Give the number of lines in the data that hold the string "page". Nothing else is needed.

***** Given information

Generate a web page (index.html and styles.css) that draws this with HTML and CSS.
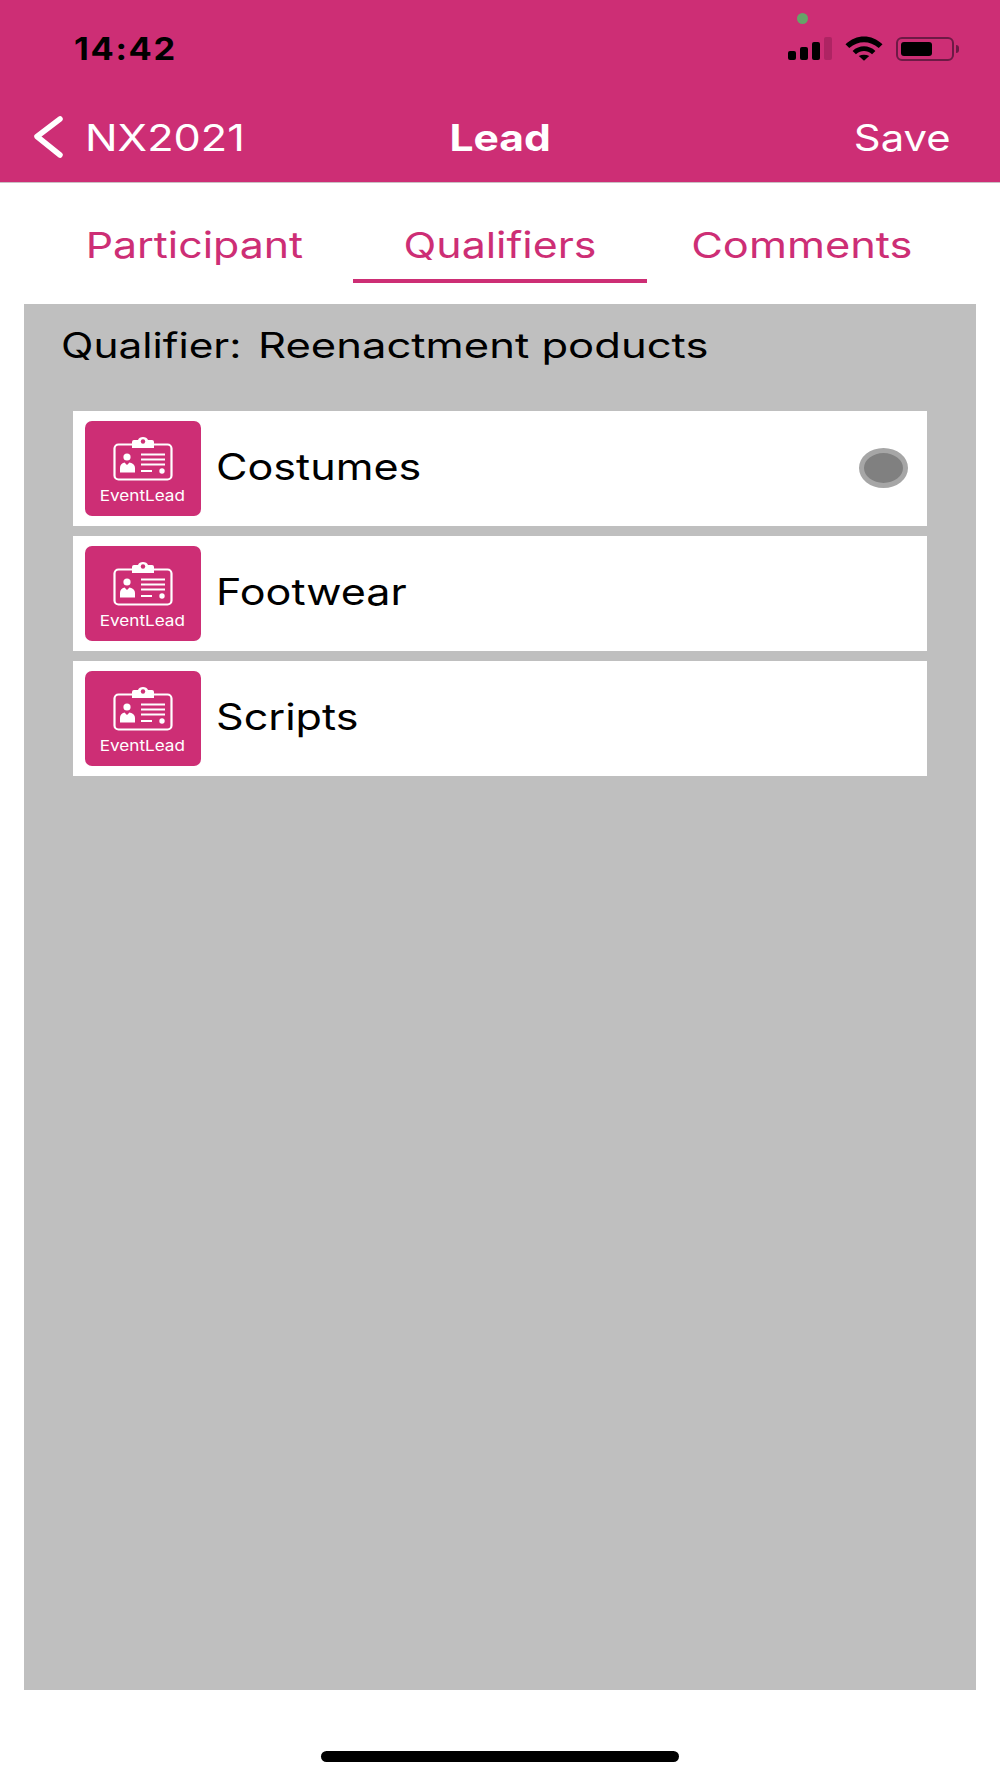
FILE: index.html
```html
<!DOCTYPE html>
<html lang="en">
<head>
    <meta charset="UTF-8">
    <title>Lead</title>
    <link rel="stylesheet" href="styles.css">
</head>
<body>
    <div class="page">
        <header class="top">
            <div class="status">
                <span class="time">14:42</span>
                <span class="camera-dot"></span>
                <div class="status-icons">
                    <div class="signal">
                        <span class="bar bar1"></span>
                        <span class="bar bar2"></span>
                        <span class="bar bar3"></span>
                        <span class="bar bar4"></span>
                    </div>
                    <svg class="wifi" width="38" height="25" viewBox="0 0 40 26">
                        <path d="M0.500 8.500 C12 -2.500 28 -2.500 39.500 8.500 L35.500 12.500 C26 4.500 14 4.500 4.500 12.500 Z" fill="#000"/>
                        <path d="M8 15.500 C15 9 25 9 32 15.500 L28.500 19 C23 14.500 17 14.500 11.500 19 Z" fill="#000"/>
                        <path d="M14.500 21 C18 19 22 19 25.500 21 L20 26 Z" fill="#000"/>
                    </svg>
                    <div class="battery">
                        <div class="battery-body"><span class="battery-level"></span></div>
                        <span class="battery-tip"></span>
                    </div>
                </div>
            </div>
            <nav class="nav">
                <div class="nav-back">
                    <svg width="32" height="44" viewBox="0 0 32 44">
                        <path d="M28 4 L5 21.500 L28 40" fill="none" stroke="#fff" stroke-width="5.500" stroke-linecap="round" stroke-linejoin="round"/>
                    </svg>
                    <span class="nav-back-label">NX2021</span>
                </div>
                <div class="nav-title">Lead</div>
                <div class="nav-save"><span class="nav-save-label">Save</span></div>
            </nav>
        </header>

        <div class="tabs">
            <div class="tab tab-first"><span class="tab-label">Participant</span></div>
            <div class="tab tab-active"><span class="tab-label">Qualifiers</span></div>
            <div class="tab tab-last"><span class="tab-label">Comments</span></div>
        </div>

        <main class="panel">
            <div class="qualifier">
                <span class="qualifier-label">Qualifier:</span>
                <span class="qualifier-name">Reenactment poducts</span>
            </div>
            <ul class="options">
                <li class="option">
                    <div class="logo">
                        <svg width="116" height="66" viewBox="0 0 116 66"><use href="#badge"/></svg>
                        <span class="logo-name">EventLead</span>
                    </div>
                    <span class="option-name">Costumes</span>
                    <span class="radio"></span>
                </li>
                <li class="option">
                    <div class="logo">
                        <svg width="116" height="66" viewBox="0 0 116 66"><use href="#badge"/></svg>
                        <span class="logo-name">EventLead</span>
                    </div>
                    <span class="option-name">Footwear</span>
                </li>
                <li class="option">
                    <div class="logo">
                        <svg width="116" height="66" viewBox="0 0 116 66"><use href="#badge"/></svg>
                        <span class="logo-name">EventLead</span>
                    </div>
                    <span class="option-name">Scripts</span>
                </li>
            </ul>
        </main>

        <footer class="bottom"><span class="home-bar"></span></footer>
    </div>

    <svg class="defs" width="0" height="0">
        <symbol id="badge" viewBox="0 0 116 66">
            <rect x="29.500" y="23.500" width="57" height="35" rx="4" fill="none" stroke="#fff" stroke-width="2.200"/>
            <path d="M47 27 V21 Q47 19 49 19 H53 C54 15 62 15 63 19 H67 Q69 19 69 21 V27 Z" fill="#fff"/>
            <circle cx="58" cy="20.500" r="2.200" fill="#cd2e75"/>
            <circle cx="42" cy="36" r="3.600" fill="#fff"/>
            <path d="M35 51.500 V47 Q35 42.500 39.500 41.500 L42 44 L44.500 41.500 Q50 42.500 50 47 V51.500 Z" fill="#fff"/>
            <path d="M56 33.500 H80 M56 38.500 H80 M56 43.500 H80 M56 50 H67" fill="none" stroke="#fff" stroke-width="2"/>
            <circle cx="77" cy="50" r="2.700" fill="#fff"/>
        </symbol>
    </svg>
</body>
</html>
```

FILE: styles.css
```css
* {
    box-sizing: border-box;
}

body {
    margin: 0;
    background-color: #fff;
    font-family: Inter, "Liberation Sans", sans-serif;
    color: #000;
}

.page {
    display: flex;
    flex-direction: column;
    height: 1778px;
}

.top {
    height: 183px;
    background-color: #cd2e75;
    border-bottom: 1px solid #c9c0c4;
    color: #fff;
}

.status {
    position: relative;
    display: flex;
    justify-content: space-between;
    align-items: center;
    height: 97px;
    padding: 0 41px 0 74px;
}

.time {
    font-size: 31px;
    font-weight: 700;
    letter-spacing: 1.500px;
    color: #000;
    transform: scaleX(1.11);
    transform-origin: left center;
}

.camera-dot {
    position: absolute;
    left: 797px;
    top: 13px;
    width: 11px;
    height: 11px;
    border-radius: 50%;
    background-color: #66a468;
}

.status-icons {
    display: flex;
    align-items: center;
    gap: 13px;
}

.signal {
    display: flex;
    align-items: flex-end;
    gap: 4px;
    height: 23px;
}

.bar {
    width: 8px;
    border-radius: 2px;
    background-color: #000;
}

.bar1 { height: 9px; }
.bar2 { height: 13px; }
.bar3 { height: 18px; }
.bar4 { height: 23px; background-color: #ae2463; }

.battery {
    display: flex;
    align-items: center;
    gap: 2px;
}

.battery-body {
    width: 58px;
    height: 24px;
    padding: 3px 3px;
    border: 2px solid #6d1a45;
    border-radius: 6px;
}

.battery-level {
    display: block;
    width: 31px;
    height: 100%;
    border-radius: 3px;
    background-color: #000;
}

.battery-tip {
    width: 3px;
    height: 8px;
    border-radius: 0 3px 3px 0;
    background-color: #6d1a45;
}

.nav {
    display: grid;
    grid-template-columns: 1fr auto 1fr;
    align-items: center;
    height: 80px;
    padding: 0 32px;
    font-size: 37px;
}

.nav-back {
    display: flex;
    align-items: center;
    gap: 21px;
}

.nav-back-label {
    transform: scaleX(1.17);
    transform-origin: left center;
}

.nav-title {
    font-weight: 700;
    transform: scaleX(1.15);
}

.nav-save {
    padding-right: 17px;
    text-align: right;
}

.nav-save-label {
    display: inline-block;
    transform: scaleX(1.13);
    transform-origin: right center;
}

.tabs {
    display: flex;
    height: 121px;
    padding: 0 24px;
    color: #cd2e75;
    font-size: 36px;
}

.tab {
    display: flex;
    justify-content: center;
    align-items: center;
    width: 294px;
    height: 100px;
    padding-top: 28px;
    border-bottom: 4px solid transparent;
}

.tab-first {
    width: 329px;
    padding-left: 12px;
}

.tab-last {
    padding-left: 16px;
}

.tab-label {
    transform: scaleX(1.19);
}

.tab-last .tab-label {
    transform: scaleX(1.205);
}

.tab-active {
    border-bottom-color: #cd2e75;
}

.panel {
    flex: 1;
    margin: 0 24px;
    padding: 16px 49px 0 38px;
    background-color: #bfbfbf;
}

.qualifier {
    display: flex;
    gap: 48px;
    font-size: 35px;
    line-height: 50px;
}

.qualifier-label,
.qualifier-name {
    transform-origin: left center;
}

.qualifier-label {
    margin-left: -1px;
    transform: scaleX(1.21);
}

.qualifier-name {
    transform: scaleX(1.245);
}

.options {
    list-style-type: none;
    margin: 41px 0 0;
    padding: 0 0 0 11px;
    display: flex;
    flex-direction: column;
    gap: 10.500px;
}

.option {
    display: flex;
    align-items: center;
    height: 114.500px;
    padding: 0 19px 0 12px;
    background-color: #fff;
}

.logo {
    display: flex;
    flex-direction: column;
    align-items: center;
    width: 116px;
    height: 95px;
    border-radius: 7px;
    background-color: #cd2e75;
    color: #fff;
    font-size: 15px;
    line-height: 17px;
}

.logo-name {
    margin-left: -2px;
    transform: scaleX(1.14);
}

.option-name {
    margin-left: 15px;
    padding-bottom: 4px;
    font-size: 37px;
    transform: scaleX(1.165);
    transform-origin: left center;
}

.radio {
    width: 49px;
    height: 40px;
    margin-left: auto;
    border: 5px solid #a6a6a6;
    border-radius: 50%;
    background-color: #808080;
}

.bottom {
    display: flex;
    justify-content: center;
    align-items: flex-start;
    height: 88px;
    padding-top: 61px;
}

.home-bar {
    width: 358px;
    height: 11px;
    border-radius: 6px;
    background-color: #000;
}

.defs {
    position: absolute;
}
```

**********

- _Worked answer_:
3